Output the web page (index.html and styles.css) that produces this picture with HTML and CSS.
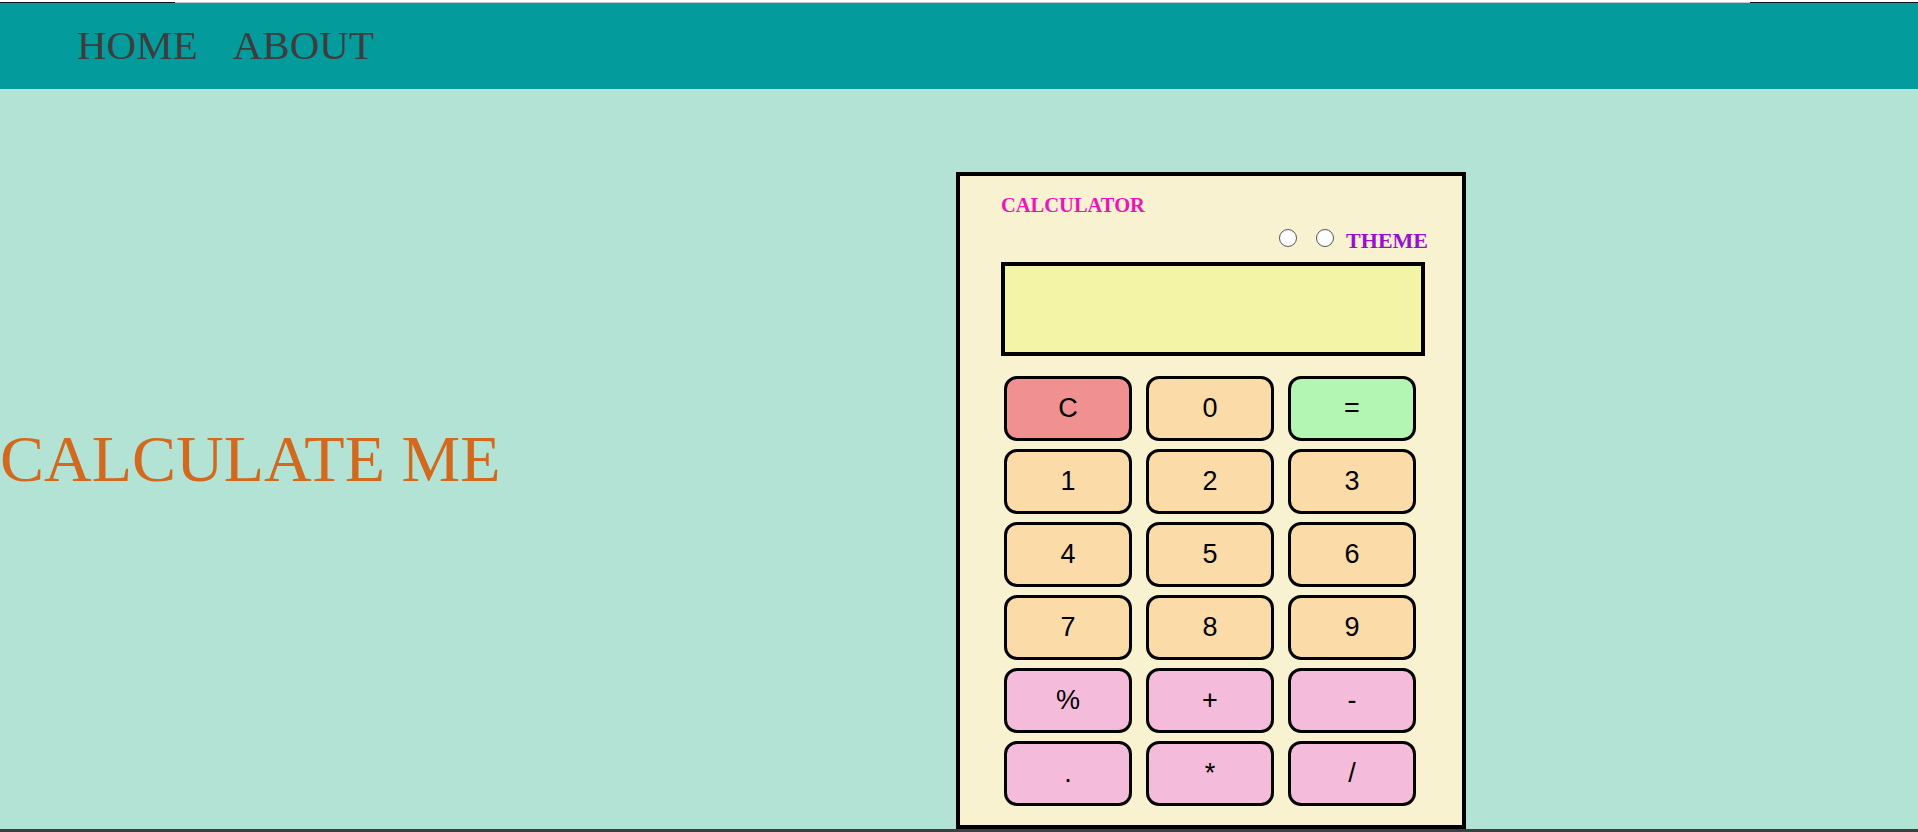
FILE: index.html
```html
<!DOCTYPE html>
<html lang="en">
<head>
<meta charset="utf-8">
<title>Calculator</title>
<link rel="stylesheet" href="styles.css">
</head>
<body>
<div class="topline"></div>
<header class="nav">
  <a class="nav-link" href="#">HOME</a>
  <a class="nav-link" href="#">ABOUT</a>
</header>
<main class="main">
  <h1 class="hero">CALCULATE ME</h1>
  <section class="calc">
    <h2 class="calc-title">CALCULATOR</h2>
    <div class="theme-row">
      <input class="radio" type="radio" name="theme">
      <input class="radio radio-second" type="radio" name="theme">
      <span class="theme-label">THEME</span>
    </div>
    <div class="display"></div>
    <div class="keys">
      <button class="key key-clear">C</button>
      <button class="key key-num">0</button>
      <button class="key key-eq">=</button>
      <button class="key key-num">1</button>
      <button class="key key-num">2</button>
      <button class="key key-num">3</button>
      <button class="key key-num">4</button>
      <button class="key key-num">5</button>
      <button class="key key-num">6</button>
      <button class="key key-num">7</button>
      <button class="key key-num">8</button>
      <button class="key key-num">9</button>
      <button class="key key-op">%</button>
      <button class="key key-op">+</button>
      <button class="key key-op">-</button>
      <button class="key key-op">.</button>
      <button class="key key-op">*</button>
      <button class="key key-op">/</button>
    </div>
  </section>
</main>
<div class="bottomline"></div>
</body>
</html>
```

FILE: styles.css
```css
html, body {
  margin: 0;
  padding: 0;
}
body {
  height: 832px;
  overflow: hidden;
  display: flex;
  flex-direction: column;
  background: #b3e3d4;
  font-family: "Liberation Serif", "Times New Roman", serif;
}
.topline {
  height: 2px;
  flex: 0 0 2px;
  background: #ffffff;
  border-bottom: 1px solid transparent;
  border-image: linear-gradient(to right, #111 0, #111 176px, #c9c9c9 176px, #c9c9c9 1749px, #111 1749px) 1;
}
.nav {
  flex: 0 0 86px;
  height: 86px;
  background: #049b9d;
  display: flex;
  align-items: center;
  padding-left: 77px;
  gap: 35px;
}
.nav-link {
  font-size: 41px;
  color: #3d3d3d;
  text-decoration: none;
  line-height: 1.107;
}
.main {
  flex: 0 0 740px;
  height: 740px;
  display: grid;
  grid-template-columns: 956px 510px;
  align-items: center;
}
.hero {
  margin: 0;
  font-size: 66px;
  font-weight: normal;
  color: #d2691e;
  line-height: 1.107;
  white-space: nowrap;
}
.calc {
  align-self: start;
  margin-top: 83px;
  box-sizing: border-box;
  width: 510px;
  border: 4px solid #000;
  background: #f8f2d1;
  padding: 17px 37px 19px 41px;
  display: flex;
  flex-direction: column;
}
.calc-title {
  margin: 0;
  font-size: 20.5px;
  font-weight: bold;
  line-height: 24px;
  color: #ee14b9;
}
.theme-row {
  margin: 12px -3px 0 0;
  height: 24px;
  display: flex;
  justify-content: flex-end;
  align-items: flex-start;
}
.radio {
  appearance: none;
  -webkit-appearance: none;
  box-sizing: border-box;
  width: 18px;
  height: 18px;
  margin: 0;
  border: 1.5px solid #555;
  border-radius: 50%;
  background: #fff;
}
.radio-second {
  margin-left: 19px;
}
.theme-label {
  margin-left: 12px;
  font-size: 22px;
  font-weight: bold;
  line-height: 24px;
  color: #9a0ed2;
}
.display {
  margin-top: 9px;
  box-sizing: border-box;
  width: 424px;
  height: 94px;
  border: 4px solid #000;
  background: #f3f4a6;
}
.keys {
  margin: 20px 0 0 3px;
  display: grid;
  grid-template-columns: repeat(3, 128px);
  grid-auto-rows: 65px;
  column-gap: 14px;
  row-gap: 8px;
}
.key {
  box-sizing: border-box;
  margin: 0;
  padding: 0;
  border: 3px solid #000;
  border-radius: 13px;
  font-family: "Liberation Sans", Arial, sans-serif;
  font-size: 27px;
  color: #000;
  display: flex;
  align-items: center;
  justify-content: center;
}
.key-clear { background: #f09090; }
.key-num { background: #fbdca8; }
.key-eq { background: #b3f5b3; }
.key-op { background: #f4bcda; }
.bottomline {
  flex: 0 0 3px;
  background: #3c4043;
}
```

TASK REQUIREMENTS:
Exclude the pictures, and transcribe all of the material exactly.

TASK OUTPUT:
Output the web page (index.html and styles.css) that produces this picture with HTML and CSS.
FILE: index.html
```html
<!DOCTYPE html>
<html lang="en">
<head>
<meta charset="utf-8">
<title>Calculator</title>
<link rel="stylesheet" href="styles.css">
</head>
<body>
<div class="topline"></div>
<header class="nav">
  <a class="nav-link" href="#">HOME</a>
  <a class="nav-link" href="#">ABOUT</a>
</header>
<main class="main">
  <h1 class="hero">CALCULATE ME</h1>
  <section class="calc">
    <h2 class="calc-title">CALCULATOR</h2>
    <div class="theme-row">
      <input class="radio" type="radio" name="theme">
      <input class="radio radio-second" type="radio" name="theme">
      <span class="theme-label">THEME</span>
    </div>
    <div class="display"></div>
    <div class="keys">
      <button class="key key-clear">C</button>
      <button class="key key-num">0</button>
      <button class="key key-eq">=</button>
      <button class="key key-num">1</button>
      <button class="key key-num">2</button>
      <button class="key key-num">3</button>
      <button class="key key-num">4</button>
      <button class="key key-num">5</button>
      <button class="key key-num">6</button>
      <button class="key key-num">7</button>
      <button class="key key-num">8</button>
      <button class="key key-num">9</button>
      <button class="key key-op">%</button>
      <button class="key key-op">+</button>
      <button class="key key-op">-</button>
      <button class="key key-op">.</button>
      <button class="key key-op">*</button>
      <button class="key key-op">/</button>
    </div>
  </section>
</main>
<div class="bottomline"></div>
</body>
</html>
```

FILE: styles.css
```css
html, body {
  margin: 0;
  padding: 0;
}
body {
  height: 832px;
  overflow: hidden;
  display: flex;
  flex-direction: column;
  background: #b3e3d4;
  font-family: "Liberation Serif", "Times New Roman", serif;
}
.topline {
  height: 2px;
  flex: 0 0 2px;
  background: #ffffff;
  border-bottom: 1px solid transparent;
  border-image: linear-gradient(to right, #111 0, #111 176px, #c9c9c9 176px, #c9c9c9 1749px, #111 1749px) 1;
}
.nav {
  flex: 0 0 86px;
  height: 86px;
  background: #049b9d;
  display: flex;
  align-items: center;
  padding-left: 77px;
  gap: 35px;
}
.nav-link {
  font-size: 41px;
  color: #3d3d3d;
  text-decoration: none;
  line-height: 1.107;
}
.main {
  flex: 0 0 740px;
  height: 740px;
  display: grid;
  grid-template-columns: 956px 510px;
  align-items: center;
}
.hero {
  margin: 0;
  font-size: 66px;
  font-weight: normal;
  color: #d2691e;
  line-height: 1.107;
  white-space: nowrap;
}
.calc {
  align-self: start;
  margin-top: 83px;
  box-sizing: border-box;
  width: 510px;
  border: 4px solid #000;
  background: #f8f2d1;
  padding: 17px 37px 19px 41px;
  display: flex;
  flex-direction: column;
}
.calc-title {
  margin: 0;
  font-size: 20.5px;
  font-weight: bold;
  line-height: 24px;
  color: #ee14b9;
}
.theme-row {
  margin: 12px -3px 0 0;
  height: 24px;
  display: flex;
  justify-content: flex-end;
  align-items: flex-start;
}
.radio {
  appearance: none;
  -webkit-appearance: none;
  box-sizing: border-box;
  width: 18px;
  height: 18px;
  margin: 0;
  border: 1.5px solid #555;
  border-radius: 50%;
  background: #fff;
}
.radio-second {
  margin-left: 19px;
}
.theme-label {
  margin-left: 12px;
  font-size: 22px;
  font-weight: bold;
  line-height: 24px;
  color: #9a0ed2;
}
.display {
  margin-top: 9px;
  box-sizing: border-box;
  width: 424px;
  height: 94px;
  border: 4px solid #000;
  background: #f3f4a6;
}
.keys {
  margin: 20px 0 0 3px;
  display: grid;
  grid-template-columns: repeat(3, 128px);
  grid-auto-rows: 65px;
  column-gap: 14px;
  row-gap: 8px;
}
.key {
  box-sizing: border-box;
  margin: 0;
  padding: 0;
  border: 3px solid #000;
  border-radius: 13px;
  font-family: "Liberation Sans", Arial, sans-serif;
  font-size: 27px;
  color: #000;
  display: flex;
  align-items: center;
  justify-content: center;
}
.key-clear { background: #f09090; }
.key-num { background: #fbdca8; }
.key-eq { background: #b3f5b3; }
.key-op { background: #f4bcda; }
.bottomline {
  flex: 0 0 3px;
  background: #3c4043;
}
```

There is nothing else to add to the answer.